Your objective ▸ Type out all the records word for word. Any pictures are to be left out.

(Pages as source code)
--------------------

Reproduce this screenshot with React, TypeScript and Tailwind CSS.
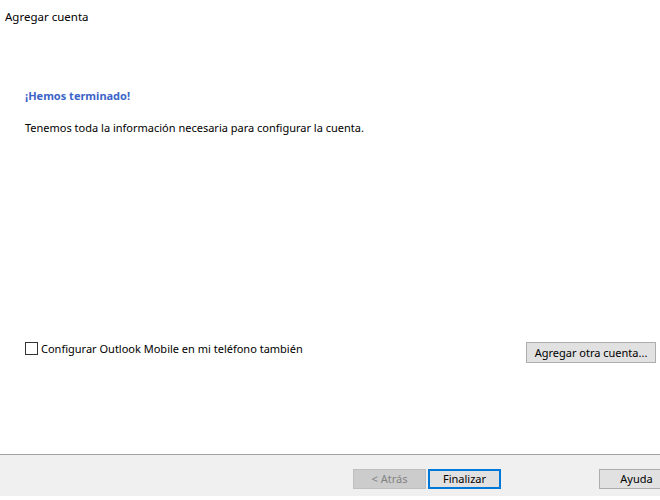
export default function App() {
  return (
    <div
      className="w-[660px] h-[500px] bg-white flex flex-col text-[11px] text-black overflow-hidden"
      style={{ fontFamily: '"Segoe UI", "Noto Sans", "Open Sans", sans-serif' }}
    >
      <div className="pl-[5px] pt-[9px] leading-[16px] h-[30px] text-[11.5px]">Agregar cuenta</div>
      <div className="flex-1 flex flex-col pl-[25px]">
        <div className="mt-[58px] leading-[16px] font-bold text-[#3c64c8]">¡Hemos terminado!</div>
        <div className="mt-[16px] leading-[16px]">Tenemos toda la información necesaria para configurar la cuenta.</div>
        <div className="mt-[206px] flex items-start justify-between pr-[4px]">
          <label className="flex items-start gap-[3px] leading-[16px]">
            <span className="w-[13px] h-[13px] border border-[#333333] bg-white block" />
            <span className="-mt-[1px]">Configurar Outlook Mobile en mi teléfono también</span>
          </label>
          <button className="h-[21px] w-[130px] border border-[#adadad] bg-[#e1e1e1] leading-[19px]">
            Agregar otra cuenta...
          </button>
        </div>
      </div>
      <div className="h-[42px] border-t border-[#a0a0a0] bg-[#f0f0f0] flex items-start pt-[14px] pl-[353px] mb-[4px]">
        <button className="shrink-0 h-[20px] w-[73px] border border-[#bfbfbf] bg-[#cccccc] text-[#838383] leading-[18px]">
          &lt; Atrás
        </button>
        <button className="shrink-0 ml-[2px] h-[20px] w-[73px] border-2 border-[#0078d7] bg-[#e1e1e1] leading-[16px]">
          Finalizar
        </button>
        <button className="shrink-0 ml-[98px] h-[20px] w-[75px] border border-[#adadad] bg-[#e1e1e1] leading-[18px]">
          Ayuda
        </button>
      </div>
    </div>
  );
}
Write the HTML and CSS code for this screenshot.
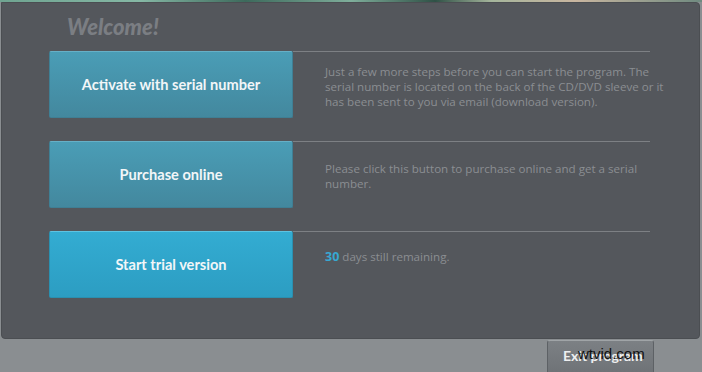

--------------------

Result of this task ▸
Reproduce this screenshot with React, TypeScript and Tailwind CSS.
export default function App() {
  return (
    <div
      className="w-[660px] h-[500px] bg-white flex flex-col text-[11px] text-black overflow-hidden"
      style={{ fontFamily: '"Segoe UI", "Noto Sans", "Open Sans", sans-serif' }}
    >
      <div className="pl-[5px] pt-[9px] leading-[16px] h-[30px] text-[11.5px]">Agregar cuenta</div>
      <div className="flex-1 flex flex-col pl-[25px]">
        <div className="mt-[58px] leading-[16px] font-bold text-[#3c64c8]">¡Hemos terminado!</div>
        <div className="mt-[16px] leading-[16px]">Tenemos toda la información necesaria para configurar la cuenta.</div>
        <div className="mt-[206px] flex items-start justify-between pr-[4px]">
          <label className="flex items-start gap-[3px] leading-[16px]">
            <span className="w-[13px] h-[13px] border border-[#333333] bg-white block" />
            <span className="-mt-[1px]">Configurar Outlook Mobile en mi teléfono también</span>
          </label>
          <button className="h-[21px] w-[130px] border border-[#adadad] bg-[#e1e1e1] leading-[19px]">
            Agregar otra cuenta...
          </button>
        </div>
      </div>
      <div className="h-[42px] border-t border-[#a0a0a0] bg-[#f0f0f0] flex items-start pt-[14px] pl-[353px] mb-[4px]">
        <button className="shrink-0 h-[20px] w-[73px] border border-[#bfbfbf] bg-[#cccccc] text-[#838383] leading-[18px]">
          &lt; Atrás
        </button>
        <button className="shrink-0 ml-[2px] h-[20px] w-[73px] border-2 border-[#0078d7] bg-[#e1e1e1] leading-[16px]">
          Finalizar
        </button>
        <button className="shrink-0 ml-[98px] h-[20px] w-[75px] border border-[#adadad] bg-[#e1e1e1] leading-[18px]">
          Ayuda
        </button>
      </div>
    </div>
  );
}
Write the HTML and CSS code for this screenshot.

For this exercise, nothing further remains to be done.